Sun 13/11-2022 Day 749

Pos: 10.5566,-85.6929
Loc: Playa del Coco
Acc: Bansbach’s beach house
Dist: 45,1 km
Start: 6:25 End: 16:00

I survived my lonely island night without the ‘glowworm partisans’ from all ends or the breaking waves washing too high up the beach. Once more, I feel more comfortable writing in the morning. Launching is no problem with the right timing, there are enough lulls, and the heavy kayak glides effortlessly down the steep beach. On the water, I wash my neoprene socks and sandals before sticking my legs into the cockpit. Balancing is no big deal in the loaded kayak.
I aim for the gap between my Isla Pelada and soon for the gap between Isla Colorada.
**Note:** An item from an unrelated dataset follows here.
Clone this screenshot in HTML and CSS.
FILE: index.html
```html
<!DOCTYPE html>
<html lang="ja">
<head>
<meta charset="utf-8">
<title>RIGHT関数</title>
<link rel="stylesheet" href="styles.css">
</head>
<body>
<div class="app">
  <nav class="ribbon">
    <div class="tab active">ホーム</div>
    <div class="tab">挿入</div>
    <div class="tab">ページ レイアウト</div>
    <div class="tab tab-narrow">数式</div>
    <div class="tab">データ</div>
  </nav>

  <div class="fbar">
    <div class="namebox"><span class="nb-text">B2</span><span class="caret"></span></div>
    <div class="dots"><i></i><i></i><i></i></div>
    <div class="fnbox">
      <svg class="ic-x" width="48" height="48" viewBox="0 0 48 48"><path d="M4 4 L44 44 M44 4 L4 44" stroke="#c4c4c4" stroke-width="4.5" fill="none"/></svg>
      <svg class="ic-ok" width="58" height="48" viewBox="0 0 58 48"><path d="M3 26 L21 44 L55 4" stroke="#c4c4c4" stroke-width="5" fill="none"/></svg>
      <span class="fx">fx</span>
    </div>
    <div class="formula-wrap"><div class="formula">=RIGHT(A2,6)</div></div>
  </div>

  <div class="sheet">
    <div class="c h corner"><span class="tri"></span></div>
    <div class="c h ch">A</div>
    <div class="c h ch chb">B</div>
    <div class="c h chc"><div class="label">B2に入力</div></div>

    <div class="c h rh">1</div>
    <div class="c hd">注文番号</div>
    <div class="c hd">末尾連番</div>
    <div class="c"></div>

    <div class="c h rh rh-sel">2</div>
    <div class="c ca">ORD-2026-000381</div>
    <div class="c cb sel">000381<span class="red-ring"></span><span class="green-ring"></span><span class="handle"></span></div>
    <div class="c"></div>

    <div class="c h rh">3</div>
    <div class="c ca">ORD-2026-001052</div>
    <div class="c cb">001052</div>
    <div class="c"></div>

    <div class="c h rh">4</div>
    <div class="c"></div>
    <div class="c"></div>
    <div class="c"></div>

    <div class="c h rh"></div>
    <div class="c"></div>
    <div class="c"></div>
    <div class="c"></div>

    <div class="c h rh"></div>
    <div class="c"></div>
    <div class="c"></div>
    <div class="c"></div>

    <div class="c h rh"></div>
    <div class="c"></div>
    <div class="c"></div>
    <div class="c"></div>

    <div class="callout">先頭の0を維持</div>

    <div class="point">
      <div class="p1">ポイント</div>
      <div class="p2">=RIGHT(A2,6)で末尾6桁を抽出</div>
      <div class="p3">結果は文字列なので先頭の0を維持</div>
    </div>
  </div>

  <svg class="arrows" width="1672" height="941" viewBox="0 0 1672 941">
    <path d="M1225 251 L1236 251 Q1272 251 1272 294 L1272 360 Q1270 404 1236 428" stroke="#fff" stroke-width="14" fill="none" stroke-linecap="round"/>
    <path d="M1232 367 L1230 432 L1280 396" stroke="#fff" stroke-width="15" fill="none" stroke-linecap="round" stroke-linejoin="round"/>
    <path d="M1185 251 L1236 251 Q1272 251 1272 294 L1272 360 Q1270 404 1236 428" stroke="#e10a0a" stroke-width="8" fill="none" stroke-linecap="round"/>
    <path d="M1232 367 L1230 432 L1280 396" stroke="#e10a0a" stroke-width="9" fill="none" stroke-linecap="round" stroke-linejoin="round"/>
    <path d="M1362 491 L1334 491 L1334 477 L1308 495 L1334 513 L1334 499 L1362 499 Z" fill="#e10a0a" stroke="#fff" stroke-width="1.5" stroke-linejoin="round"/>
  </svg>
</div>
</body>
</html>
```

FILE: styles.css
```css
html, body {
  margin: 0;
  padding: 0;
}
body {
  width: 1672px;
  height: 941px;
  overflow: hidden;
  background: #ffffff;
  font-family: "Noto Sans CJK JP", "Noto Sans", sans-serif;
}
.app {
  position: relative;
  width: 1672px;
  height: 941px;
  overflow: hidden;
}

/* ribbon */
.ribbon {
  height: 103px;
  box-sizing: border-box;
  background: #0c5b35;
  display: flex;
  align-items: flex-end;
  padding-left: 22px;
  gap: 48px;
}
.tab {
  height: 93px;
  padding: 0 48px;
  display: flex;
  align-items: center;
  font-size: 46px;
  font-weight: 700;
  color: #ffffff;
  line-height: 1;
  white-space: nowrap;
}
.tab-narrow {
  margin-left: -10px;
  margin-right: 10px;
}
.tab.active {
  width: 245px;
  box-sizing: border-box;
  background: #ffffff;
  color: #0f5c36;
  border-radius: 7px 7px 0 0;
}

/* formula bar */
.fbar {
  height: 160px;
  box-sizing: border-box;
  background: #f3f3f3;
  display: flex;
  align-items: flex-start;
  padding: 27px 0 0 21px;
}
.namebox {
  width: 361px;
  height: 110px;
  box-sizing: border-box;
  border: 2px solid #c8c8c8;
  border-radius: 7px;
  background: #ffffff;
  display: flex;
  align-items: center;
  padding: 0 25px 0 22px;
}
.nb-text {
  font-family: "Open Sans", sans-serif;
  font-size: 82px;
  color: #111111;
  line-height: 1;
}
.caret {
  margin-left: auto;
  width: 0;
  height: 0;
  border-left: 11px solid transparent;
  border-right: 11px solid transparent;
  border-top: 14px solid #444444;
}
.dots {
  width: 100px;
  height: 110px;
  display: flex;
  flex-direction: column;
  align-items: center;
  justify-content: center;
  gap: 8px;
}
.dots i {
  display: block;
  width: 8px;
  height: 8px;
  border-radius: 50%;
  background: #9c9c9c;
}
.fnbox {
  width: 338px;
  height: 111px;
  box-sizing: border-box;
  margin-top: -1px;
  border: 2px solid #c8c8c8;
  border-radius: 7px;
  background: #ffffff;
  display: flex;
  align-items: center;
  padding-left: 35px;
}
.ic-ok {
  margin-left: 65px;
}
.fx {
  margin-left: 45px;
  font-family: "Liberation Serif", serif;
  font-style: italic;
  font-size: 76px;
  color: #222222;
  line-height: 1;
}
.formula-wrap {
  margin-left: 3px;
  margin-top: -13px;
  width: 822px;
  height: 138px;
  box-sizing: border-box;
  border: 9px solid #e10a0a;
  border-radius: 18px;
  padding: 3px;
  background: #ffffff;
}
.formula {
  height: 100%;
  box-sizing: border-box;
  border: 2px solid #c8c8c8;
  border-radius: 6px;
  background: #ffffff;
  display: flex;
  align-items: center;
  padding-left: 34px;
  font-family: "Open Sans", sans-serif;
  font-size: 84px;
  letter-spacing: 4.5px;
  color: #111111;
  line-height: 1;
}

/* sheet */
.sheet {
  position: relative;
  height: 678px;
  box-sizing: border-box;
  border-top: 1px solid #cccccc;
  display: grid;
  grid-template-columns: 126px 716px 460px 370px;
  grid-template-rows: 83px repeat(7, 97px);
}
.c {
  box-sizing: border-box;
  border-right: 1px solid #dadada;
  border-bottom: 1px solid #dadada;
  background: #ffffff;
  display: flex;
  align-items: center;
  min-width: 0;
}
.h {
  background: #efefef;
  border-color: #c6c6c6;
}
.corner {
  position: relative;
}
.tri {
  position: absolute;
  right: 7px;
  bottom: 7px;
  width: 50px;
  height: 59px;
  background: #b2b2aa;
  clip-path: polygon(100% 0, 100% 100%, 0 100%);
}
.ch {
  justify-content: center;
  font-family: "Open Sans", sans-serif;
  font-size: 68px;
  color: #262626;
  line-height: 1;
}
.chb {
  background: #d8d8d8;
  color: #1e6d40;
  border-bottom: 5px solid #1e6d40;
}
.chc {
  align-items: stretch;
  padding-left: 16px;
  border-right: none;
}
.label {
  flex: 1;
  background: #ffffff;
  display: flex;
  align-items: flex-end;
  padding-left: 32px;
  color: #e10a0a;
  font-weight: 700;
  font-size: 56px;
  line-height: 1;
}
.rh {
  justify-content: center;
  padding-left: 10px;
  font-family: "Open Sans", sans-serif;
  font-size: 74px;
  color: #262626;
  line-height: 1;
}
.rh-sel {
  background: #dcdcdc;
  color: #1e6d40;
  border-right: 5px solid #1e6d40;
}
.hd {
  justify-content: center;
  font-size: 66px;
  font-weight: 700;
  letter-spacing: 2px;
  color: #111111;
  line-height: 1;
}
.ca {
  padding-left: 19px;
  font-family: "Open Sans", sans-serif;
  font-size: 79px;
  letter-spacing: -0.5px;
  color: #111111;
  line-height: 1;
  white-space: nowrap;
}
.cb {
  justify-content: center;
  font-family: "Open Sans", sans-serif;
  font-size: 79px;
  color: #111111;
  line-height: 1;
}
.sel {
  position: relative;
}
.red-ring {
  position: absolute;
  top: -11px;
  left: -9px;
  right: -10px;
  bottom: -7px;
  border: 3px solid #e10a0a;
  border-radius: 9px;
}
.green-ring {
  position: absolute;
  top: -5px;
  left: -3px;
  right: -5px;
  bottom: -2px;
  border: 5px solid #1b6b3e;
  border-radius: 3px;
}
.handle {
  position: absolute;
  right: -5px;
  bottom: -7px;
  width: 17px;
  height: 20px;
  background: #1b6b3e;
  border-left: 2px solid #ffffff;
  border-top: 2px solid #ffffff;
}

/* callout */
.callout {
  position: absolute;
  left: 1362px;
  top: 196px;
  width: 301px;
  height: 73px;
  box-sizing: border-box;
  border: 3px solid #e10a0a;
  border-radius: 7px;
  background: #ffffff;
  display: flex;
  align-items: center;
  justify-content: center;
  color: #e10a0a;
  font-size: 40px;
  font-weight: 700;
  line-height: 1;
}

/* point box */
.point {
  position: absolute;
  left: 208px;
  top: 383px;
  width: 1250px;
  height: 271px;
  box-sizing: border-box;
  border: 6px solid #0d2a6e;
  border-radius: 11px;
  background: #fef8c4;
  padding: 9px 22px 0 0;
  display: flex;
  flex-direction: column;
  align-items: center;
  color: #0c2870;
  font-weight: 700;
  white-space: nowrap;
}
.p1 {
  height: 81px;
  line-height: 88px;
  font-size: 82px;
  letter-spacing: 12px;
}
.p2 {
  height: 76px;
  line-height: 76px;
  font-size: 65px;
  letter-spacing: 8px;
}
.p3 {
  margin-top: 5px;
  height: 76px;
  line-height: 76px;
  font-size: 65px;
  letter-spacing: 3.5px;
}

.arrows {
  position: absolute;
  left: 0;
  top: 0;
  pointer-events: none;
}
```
But the island creates a shallow area I saw on the satellite images and my chart, and I wonder how and if I can pass this line. Occasional surf break shows up over the whole connecting line. The tide goes down, but it is still more high than low. I see good chances to find a gap where it is just not breaking. I am lucky and rush with pumping heart over the still deep enough rocky shallows. As long as I see the sea ground under my kayak, I am not safe yet, but I make it.
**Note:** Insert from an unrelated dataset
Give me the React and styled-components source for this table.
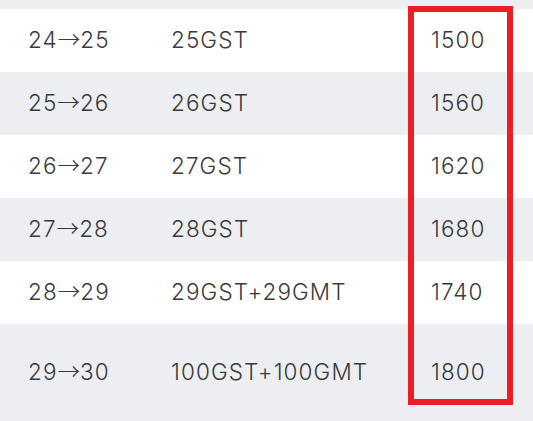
import React from 'react';
import styled, { createGlobalStyle } from 'styled-components';

const GlobalStyle = createGlobalStyle`
    html, body {
        margin: 0;
        padding: 0;
        background: #ffffff;
    }
    body {
        font-family: Inter, "Noto Sans", "Liberation Sans", sans-serif;
        -webkit-font-smoothing: antialiased;
    }
`;

const TableWrap = styled.div`
    position: relative;
    width: 533px;
    height: 421px;
    overflow: hidden;
`;

const Row = styled.div`
    display: grid;
    grid-template-columns: 143px 260px 1fr;
    align-items: center;
    box-sizing: border-box;
    padding: 0 0 2px 28px;
    height: ${(p) => p.$height}px;
    background: ${(p) => (p.$shaded ? '#edeef2' : '#ffffff')};
`;

const Cell = styled.div`
    font-size: 22.5px;
    font-weight: 300;
    line-height: 28px;
    color: #3a3a3c;
    white-space: nowrap;
    letter-spacing: 1.1px;
`;

const Arrow = styled.span`
    font-family: "Noto Sans CJK SC", sans-serif;
    font-weight: 300;
    line-height: 0;
    letter-spacing: 0;
`;

const Highlight = styled.div`
    position: absolute;
    left: 408px;
    top: 6px;
    width: 105px;
    height: 399px;
    box-sizing: border-box;
    border: 6px solid #ee1c25;
    pointer-events: none;
`;

const rows = [
    { from: 24, to: 25, reward: '25GST', price: 1500 },
    { from: 25, to: 26, reward: '26GST', price: 1560 },
    { from: 26, to: 27, reward: '27GST', price: 1620 },
    { from: 27, to: 28, reward: '28GST', price: 1680 },
    { from: 28, to: 29, reward: '29GST+29GMT', price: 1740 },
    { from: 29, to: 30, reward: '100GST+100GMT', price: 1800, tall: true },
];

const App = () => {
    return (
        <TableWrap>
            <GlobalStyle />
            <Row $height={9} $shaded />
            {rows.map((r, i) => (
                <Row key={r.from} $height={r.tall ? 98 : 63} $shaded={i % 2 === 1}>
                    <Cell>{r.from}<Arrow>→</Arrow>{r.to}</Cell>
                    <Cell>{r.reward}</Cell>
                    <Cell>{r.price}</Cell>
                </Row>
            ))}
            <Highlight />
        </TableWrap>
    );
};

export default App;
It rains a bit in the next hour, but I am wet anyway. A beautiful, intense-colored rainbow develops over the gap I just passed. My gate to heaven? There is a constant fifteen-knots northeast wind today, but the sea is low. I aim for a while to the next headland where I see a beach, in case I need it. But I soon trust my intuition that cutting the Gulf of Papagayo is safe today. I aim straight to Playas del Coco, about thirty kilometers left. It gets me from San Juan del Sur to Costa Rica in two days, where I have to sign into the country tomorrow. Not too bad, but also not too exciting to paddle when not hugging the coast. But this will come later. For now, I enjoy the distant scenery of lush green mountains around me.
No boats anywhere, strange. Only in the far distance do I see two sailboats moving along the coast. They likely come from the fancy Marina del Papagayo hidden in the small Culebra Bay. But soon, more leisure watercraft are zooming across the bay. Here are more rich tourists than in Nicaragua.
I see two stripes of rain hanging over the land where I aim, but I do not give it much thought. I am comfortably paddling across the bay and will soon reach my beach. The rain will stay over the land and will soon be done. But my thoughts are wrong. The two rainy stripes connect to a solid gray cloud cover, and the wind changes from moderate side-following to a solid thirty-knots gale straight into my face. WTF!
I can only hang in there and pump into the wind, lying almost on my foredeck and paddle hard not to lose ground. The sea whips up, but it has, thankfully, with the offshore direction, not too much fetch to become dangerous. My speed is still three to four kilometers per hour. It could be worse. Still, I pray this nasty heavy wind with rain squall will be over soon, as it cannot last forever. I feel it is more wind than rain. I do not even bother to reach for my PFD, as I still feel safe. I have to work hard, but I can do it. No boats are anywhere to see now. I pray my steering system will not quit or whatever problem might occur, preventing me from punching into the wind. I see a yacht anchoring close to a beach where I aim for. I slowly but surely pass a cluster of rocky islands, and the beach comes near. But after an hour, the wind and rain get less, and I have survived this attack of nature. Thank goodness!
Before the wind started, I had already texted my hosts in the Casa Bansbach that I would arrive today and not tomorrow. But my ETA shifted a bit, and I smile when I see the wind and rain warning on my host’s text. Yes, I noticed! But I could only hang in there and keep my ground. I get blessed with another beautiful rainbow over the cliffs when I slowly and now relaxed paddle up to the beach spot in Playa del Cocos, where my hosts wait for me. The German-rooted Bansbach family has a beautiful beach house. We do not have to carry my kayak far but just across a walkway. Thanks very much for welcoming me into your home!